Tuesday, December 23, 2008 { 11:47 PM }

Second post of the day, but without a picture. Go under archives if you missed out the previous one. Must I keep telling you guys? Actually, no. I volunteered myself to say that.

So, I spent the afternoon sleeping. A very long one. I had a dream! Kind of weird, but touching. For me, it was. I was at the provision shop which was near to my house. Surprisingly, that shop sold different kinds of branded shoes! I was looking for a pair of school shoes. But how come in a provision shop? Dreams sure can get weird sometimes. Most of the times I can say. Then got this cute little boy came up to me. He complained to me that his mother kept scolding him. He cried and I carried him. He was so chubby and adorable. I think he was about three years old. His mother was inside the shop too, but I can't recall what she was doing at that point of moment. The little boy got glued to me. He didn't want to let me go. My boyfriend and surprisingly, Najib were in my dreams!
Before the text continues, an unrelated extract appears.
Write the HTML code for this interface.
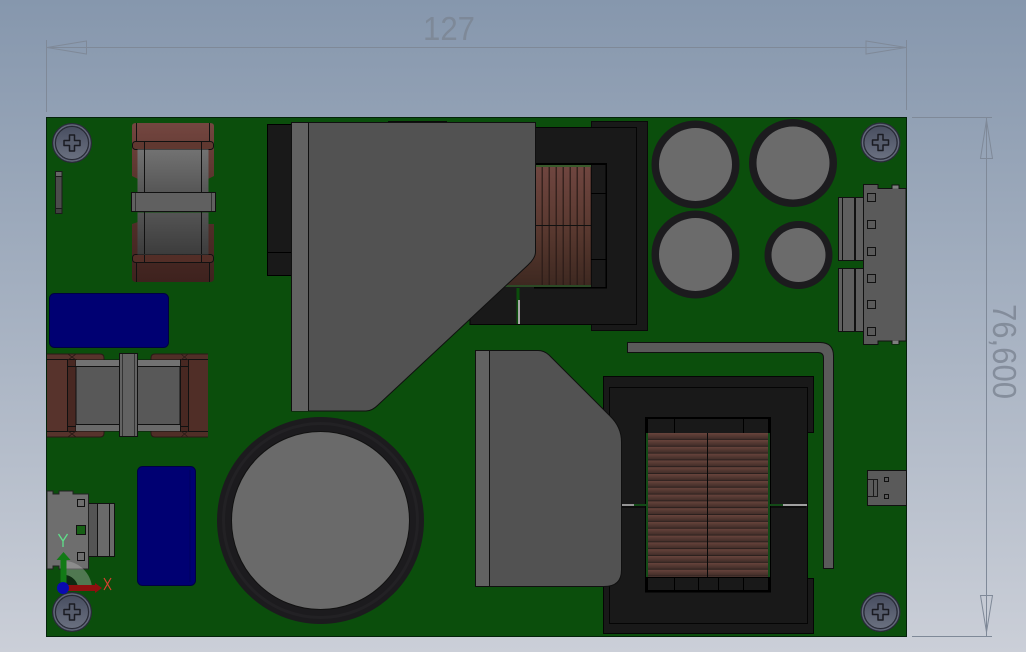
<!DOCTYPE html>
<html><head><meta charset="utf-8"><title>PCB</title>
<style>html,body{margin:0;padding:0;width:1026px;height:652px;overflow:hidden;background:#aab4c4}svg{display:block;filter:blur(.35px)}text{font-family:"Liberation Sans",sans-serif}</style></head>
<body>
<svg xmlns="http://www.w3.org/2000/svg" width="1026" height="652" viewBox="0 0 1026 652">
<defs>
<linearGradient id="bg" x1="0" y1="0" x2="0" y2="1"><stop offset="0" stop-color="#8697ad"/><stop offset=".5" stop-color="#a7b2c2"/><stop offset="1" stop-color="#cbcfd8"/></linearGradient>
<linearGradient id="cuT" x1="0" y1="0" x2="0" y2="1"><stop offset="0" stop-color="#704640"/><stop offset=".55" stop-color="#58382f"/><stop offset="1" stop-color="#3d2820"/></linearGradient>
<linearGradient id="cuH" x1="0" y1="0" x2="0" y2="1"><stop offset="0" stop-color="#744640"/><stop offset="1" stop-color="#5a352e"/></linearGradient>
<linearGradient id="cuL" x1="0" y1="0" x2="0" y2="1"><stop offset="0" stop-color="#502e28"/><stop offset="1" stop-color="#3e221e"/></linearGradient>
<linearGradient id="g1" x1="0" y1="0" x2="0" y2="1"><stop offset="0" stop-color="#727272"/><stop offset="1" stop-color="#565656"/></linearGradient>
<linearGradient id="g2" x1="0" y1="0" x2="0" y2="1"><stop offset="0" stop-color="#545454"/><stop offset="1" stop-color="#3c3c3c"/></linearGradient>
<linearGradient id="sc" x1="0" y1="0" x2="0" y2="1"><stop offset="0" stop-color="#484e60"/><stop offset="1" stop-color="#6a7080"/></linearGradient>
<linearGradient id="coil" x1="0" y1="0" x2="0" y2="1"><stop offset="0" stop-color="#68443c"/><stop offset=".85" stop-color="#432e29"/><stop offset="1" stop-color="#111"/></linearGradient>
<pattern id="coilP" x="0" y="433" width="20" height="6.83" patternUnits="userSpaceOnUse"><rect width="20" height="6.83" fill="url(#coil)"/></pattern>
<pattern id="coilV" x="536" y="0" width="7" height="400" patternUnits="userSpaceOnUse"><rect x="5.6" width="1.2" height="400" fill="#2a1a16"/></pattern>
<g id="screw">
<circle r="20" fill="#42465a"/><circle r="19.500" fill="none" stroke="#23252e" stroke-width=".8"/><circle r="18" fill="none" stroke="#6f7583" stroke-width=".8"/><circle r="16.500" fill="url(#sc)" stroke="#262832" stroke-width="1"/>
<path d="M-2.500-8h5v5.500h5.500v5h-5.500v5.500h-5v-5.500h-5.500v-5h5.500z" fill="#565c6c" stroke="#1a1b22" stroke-width="1.500" stroke-linejoin="round"/>
</g>
</defs>
<rect width="1026" height="652" fill="url(#bg)"/>

<!-- dimensions -->
<g fill="none" stroke="#7f8998" stroke-width="1">
<path d="M46.500 40V112M906.500 40V110M47 47.500H906"/>
<path d="M47 47.500L86.500 41V54ZM906 47.500L866 41V54Z"/>
<path d="M986.500 118V636M912 117.500H992M912 636.500H992"/>
<path d="M986.500 120L980.500 158.500H992.500ZM986.500 632L980.500 595.500H992.500Z"/>
</g>
<text x="423" y="40" font-size="33" fill="#79828f" fill-opacity=".7" textLength="52" lengthAdjust="spacingAndGlyphs">127</text>
<text transform="translate(993,304) rotate(90)" font-size="33" fill="#7a8391" fill-opacity=".8" textLength="95" lengthAdjust="spacingAndGlyphs">76,600</text>

<!-- board -->
<rect x="46.500" y="117.500" width="860" height="519" fill="#0b4e0c" stroke="#03220a" stroke-width="1"/>

<!-- small part -->
<rect x="55.500" y="171.500" width="6.500" height="42" fill="#4c4c4c" stroke="#1c1c1c"/>
<rect x="55.500" y="171.500" width="6.500" height="5" fill="#666" stroke="#1c1c1c"/>
<rect x="55.500" y="208.500" width="6.500" height="5" fill="#404040" stroke="#1c1c1c"/>

<!-- inductor 1 -->
<g stroke="#111" stroke-width="1">
<path d="M132 126Q132 123 136 123H210Q214 123 214 126V176L208 179V149H138V179L132 176Z" fill="url(#cuH)" stroke="none"/>
<path d="M132 224L138 222V254H208V224L214 224V278Q214 282 210 282H136Q132 282 132 278Z" fill="url(#cuL)" stroke="none"/>
<rect x="132.500" y="141.500" width="81" height="8" rx="3" fill="#603830"/>
<rect x="132.500" y="254.500" width="81" height="8" rx="3" fill="#532e27"/>
<path d="M136.500 123V141M136.500 262V282M209.500 123V141M209.500 262V282M144.500 141V149M144.500 254V262M201.500 141V149M201.500 254V262" fill="none"/>
<rect x="137.500" y="149.500" width="71" height="43" fill="url(#g1)" stroke="none"/>
<rect x="137.500" y="212.500" width="71" height="42" fill="url(#g2)" stroke="none"/>
<path d="M144.500 149V192M144.500 212V254M201.500 149V192M201.500 212V254" fill="none"/>
<rect x="131.500" y="192.500" width="84" height="19" fill="#606060"/>
<path d="M135.500 193V211M211.500 193V211" fill="none" stroke="#333"/>
</g>

<!-- blue caps -->
<rect x="49.500" y="293.500" width="119" height="54" rx="5" fill="#000072" stroke="#000044"/>
<rect x="137.500" y="466.500" width="58" height="119" rx="5" fill="#000072" stroke="#000044"/>
<path d="M190 470V582" stroke="#00005e" stroke-width="1"/>

<!-- inductor 2 -->
<g stroke="#111" stroke-width="1">
<path d="M47 354H100Q104 354 104 358V360H76V430H104V433Q104 437 100 437H47Z" fill="#57332c" stroke="none"/>
<path d="M208 354H155Q151 354 151 358V360H180V430H151V433Q151 437 155 437H208Z" fill="#502e27" stroke="none"/>
<path d="M47 354H100Q104 354 104 358V360M104 430V433Q104 437 100 437H47M208 354H155Q151 354 151 358V360M151 430V433Q151 437 155 437H208" fill="none" stroke="#2a1a16"/>
<rect x="67.500" y="359.500" width="8.500" height="72" fill="#482822"/>
<rect x="180.500" y="359.500" width="8" height="72" fill="#482822"/>
<path d="M47 359.500H67M188 359.500H208M68 426.500H76M181 426.500H188M68 366.500H76M181 366.500H188M47 431.500H67M188 431.500H208" fill="none"/>
<path d="M68 354L76 360M76 354L68 360M68 431L76 437M76 431L68 437M181 354L188 360M188 354L181 360M181 431L188 437M188 431L181 437" fill="none" stroke="#2a1a16" stroke-width=".8"/>
<rect x="76" y="360" width="104" height="71" fill="#585858"/>
<rect x="76" y="360" width="104" height="7" fill="#727272" stroke="none"/>
<rect x="76" y="424" width="104" height="7" fill="#6a6a6a" stroke="none"/>
<path d="M76 366.500H180M76 424.500H180" fill="none"/>
<rect x="119.500" y="353.500" width="18" height="83" fill="#626262"/>
<path d="M122.500 354V436M134.500 354V436" fill="none" stroke="#333"/>
</g>

<!-- left connector -->
<g stroke="#111" stroke-width="1">
<rect x="88.500" y="503.500" width="26" height="53" fill="#545454"/>
<rect x="97.500" y="503.500" width="17" height="53" fill="#6a6a6a"/>
<path d="M109.500 503V556" fill="none"/>
<path d="M47 491H53V494H59V491H73V494H88.500V569H59V566H53V569H47Z" fill="#6e6e6e" stroke="#222"/>
<rect x="77.500" y="499.500" width="7" height="7" fill="#6e6e6e"/>
<rect x="76.500" y="525.500" width="9" height="9" fill="#176016"/>
<rect x="77.500" y="552.500" width="7" height="8" fill="#6e6e6e"/>
</g>

<!-- left black block -->
<rect x="267.500" y="124.500" width="24" height="151" fill="#191919" stroke="#000"/>
<path d="M268 252.500H291" stroke="#000"/>
<rect x="388" y="121" width="59" height="3" fill="#0a0a0a"/>

<!-- top transformer -->
<rect x="591.500" y="121.500" width="56" height="209" fill="#191919" stroke="#0a0a0a"/>
<rect x="470" y="127.500" width="166.500" height="197" fill="#191919" stroke="#050505"/>
<rect x="534" y="163" width="73" height="125.500" fill="#000"/>
<rect x="500" y="165" width="91" height="122" fill="url(#cuT)"/>
<rect x="536" y="165" width="55" height="122" fill="url(#coilV)"/>
<rect x="500" y="165" width="91" height="2" fill="#3a5a2c"/>
<rect x="500" y="285" width="91" height="2" fill="#2c4a26"/>
<path d="M500 225.500H591" stroke="#111"/>
<rect x="591.500" y="165" width="14" height="122" fill="#191919"/>
<path d="M591 193.500H606M591 259.500H606" stroke="#000"/>
<rect x="516.500" y="288" width="3" height="36" fill="#0b4e0c"/>
<rect x="518" y="300" width="2" height="24" fill="#a8a8a8"/>

<!-- heatsink 1 -->
<path d="M291.500 122.500H535.500V252Q535.500 258 528 265L378 405Q372 411 366 411H291.500Z" fill="#525252" stroke="#101010" stroke-width="1"/>
<rect x="292" y="123" width="16" height="288" fill="#626262"/>
<path d="M308.500 123V411" stroke="#101010"/>

<!-- big cap -->
<circle cx="320.500" cy="520.500" r="103.500" fill="#1c1b1e"/>
<circle cx="320.500" cy="520.500" r="97" fill="none" stroke="#222124" stroke-width="3"/>
<circle cx="320.500" cy="520.500" r="89" fill="#6a6a6a" stroke="#111"/>

<!-- small caps -->
<g>
<circle cx="695.500" cy="164.500" r="44" fill="#1c1b1e"/><circle cx="695.500" cy="164.500" r="36.500" fill="#6b6b6b"/>
<circle cx="793" cy="163" r="44" fill="#1c1b1e"/><circle cx="793" cy="163" r="36.500" fill="#6b6b6b"/>
<circle cx="695.500" cy="254.500" r="44" fill="#1c1b1e"/><circle cx="695.500" cy="254.500" r="36.500" fill="#6b6b6b"/>
<circle cx="798.500" cy="255" r="34" fill="#1c1b1e"/><circle cx="798.500" cy="255" r="27" fill="#6b6b6b"/>
</g>

<!-- J bar -->
<path d="M627.500 342.500H820Q833.500 342.500 833.500 356V568.500H823.500V358Q823.500 352.500 818 352.500H627.500Z" fill="#5a5a5a" stroke="#111"/>

<!-- bottom transformer -->
<path d="M603.500 376.500H813.500V432.500H807.500V578.500H813.500V633.500H603.500Z" fill="#191919" stroke="#050505"/>
<path d="M609.500 623.500V387.500H807.500V623.500Z" fill="none" stroke="#050505"/>
<rect x="645" y="417" width="126" height="175.500" fill="#000"/>
<rect x="648" y="419" width="120" height="14" fill="#191919"/>
<rect x="648" y="578" width="120" height="12" fill="#191919"/>
<path d="M674.500 419V433M743.500 419V433M674.500 578V590M698.500 578V590M718.500 578V590M743.500 578V590" stroke="#000"/>
<rect x="646" y="433" width="124" height="144" fill="#134a17"/>
<rect x="648" y="433" width="120" height="144" fill="url(#coilP)"/>
<path d="M707.500 433V577" stroke="#0a0a0a"/>
<rect x="622" y="504" width="24" height="2" fill="#949494"/>
<rect x="634" y="504" width="12" height="2" fill="#134a17"/>
<rect x="771" y="504" width="36" height="2" fill="#a0a0a0"/>
<rect x="770" y="504" width="13" height="2" fill="#134a17"/>
<path d="M622 507H645M771 507H806" stroke="#000"/>

<!-- heatsink 2 -->
<path d="M475.500 350.500H538Q544 350.500 549 355L610 416Q621.500 427 621.500 442V570Q621.500 586.500 604 586.500H475.500Z" fill="#525252" stroke="#101010"/>
<rect x="476" y="351" width="13" height="235" fill="#626262"/>
<path d="M489.500 351V586" stroke="#101010"/>

<!-- right connector -->
<g stroke="#111" stroke-width="1">
<rect x="838.500" y="197.500" width="25" height="63" fill="#5f5f5f"/>
<rect x="838.500" y="268.500" width="25" height="63" fill="#5f5f5f"/>
<path d="M842.500 197V260M842.500 268V331" fill="none"/>
<path d="M855 197V260M855 268V331" fill="none" stroke-width="2"/>
<path d="M906 188.500H899V185H892V188.500H878V184.500H863.500V344.500H878V341H892V344H899V341H906Z" fill="#5a5a5a"/>
<rect x="892.500" y="185.500" width="6" height="3" fill="#7e7e7e" stroke="none"/>
<rect x="892.500" y="341" width="6" height="3" fill="#7e7e7e" stroke="none"/>
<g fill="#5a5a5a">
<rect x="867.500" y="193.500" width="8" height="8"/><rect x="867.500" y="220.500" width="8" height="8"/><rect x="867.500" y="247.500" width="8" height="8"/><rect x="867.500" y="274.500" width="8" height="8"/><rect x="867.500" y="300.500" width="8" height="8"/><rect x="867.500" y="327.500" width="8" height="8"/>
</g>
</g>

<!-- small right connector -->
<g stroke="#111" stroke-width="1">
<rect x="867.500" y="470.500" width="39" height="35" fill="#5a5a5a"/>
<path d="M868 479.500H877.500V496.500H868M873.500 479.500V496.500" fill="none" stroke="#1a1a1a"/>
<rect x="884.500" y="477.500" width="4" height="4" fill="#5a5a5a"/>
<rect x="884.500" y="494.500" width="4" height="4" fill="#5a5a5a"/>
</g>

<!-- screws -->
<use href="#screw" x="72" y="143"/>
<use href="#screw" x="880.500" y="142.500"/>
<use href="#screw" x="72" y="612"/>
<use href="#screw" x="880.500" y="612"/>

<!-- triad -->
<path d="M66 561A29 29 0 0 1 92 587H78A15 15 0 0 0 66 575Z" fill="#b8b8b8" fill-opacity=".4"/>
<path d="M66 575A15 15 0 0 1 78 587H66Z" fill="#0e2a12"/>
<rect x="60.500" y="558" width="6" height="28" fill="#127a16"/>
<path d="M56.500 560L63.500 552L70.500 560Z" fill="#127a16"/>
<rect x="68" y="585" width="28" height="6" fill="#8e0f0f"/>
<path d="M95 583L102 588L95 593Z" fill="#8e0f0f"/>
<circle cx="63" cy="588" r="6" fill="#0a0ab0"/>
<path d="M58.500 534L63 541L67.500 534M63 541V547" fill="none" stroke="#5fe08a" stroke-width="1.300"/>
<path d="M104 578L111 590M111 578L104 590" fill="none" stroke="#d8402f" stroke-width="1.200"/>
</svg>
</body></html>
I don't know what was their motive. But I know my boyfriend tried to apologize and he kept chasing after me, seeking for forgiveness. I have no any ideas why. I think Najib was only accompanying him. I then decided to follow the cute boy and his mother home since I felt sorry for him. The next scene was inside my room, but it was their room in my dreams. All of us watched the television together. I laid on the bed with the two of them. The boy got sleepy and I put him to bed. The boy sure was so cute and he made me feel touched. I woke up from my dreams after that. Usually, if adorable and sweet little kids get obsessed to me, I feel so touched. If only I have an adorable and quiet, not so active younger brother. I think I had that kind of dream maybe because I saw the three little boys during religious class just now. Speaking about religious class, I went to send two cute girls home with Nazimah and Jannah after class. Their father didn't pick them up, so we decided to send them home. Luckily, their house was just on the eighth level.
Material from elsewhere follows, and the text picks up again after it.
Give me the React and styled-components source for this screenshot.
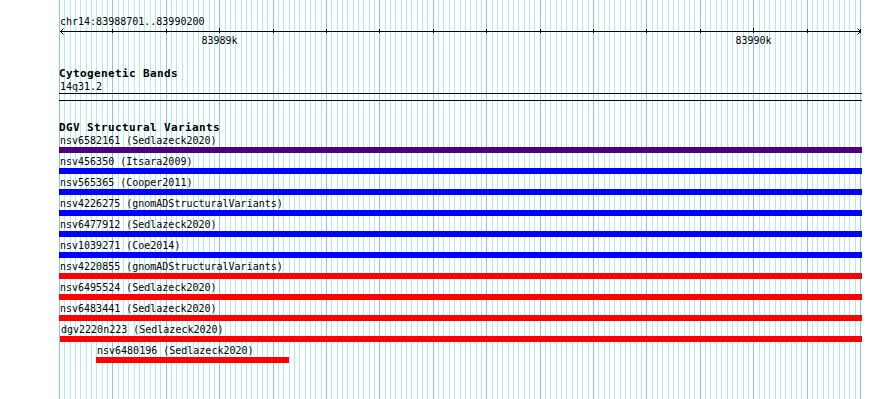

That's all for now. There's no need for you guys to read the next paragraph since it's only meant for someone special.

I'm sorry for asking too much all this while. I always think for my feelings first than anything else. I know I was being greedy, I asked too much from you. I sure did. I never thought about yours. I know that you're facing problems right now. But that doesn't mean that you must avoid me. How would I feel? You never want to tell me about what's happening. Instead, you left me alone. It was like as if you didn't care at all. You should be thankful that I made the first move. If I didn't make the first move, maybe we're still keeping quiet now. You must think about me too. I have feelings like you do. We used to say that we should overcome any obstacles together. But we're not. You left me alone, worrying, and hoping for you to look for me. I can always be there for you, anytime, in needs or when you need comfort. You just have to give me a chance. That's all. And things might get back to normal. I'll always love you, no matter how things turn out.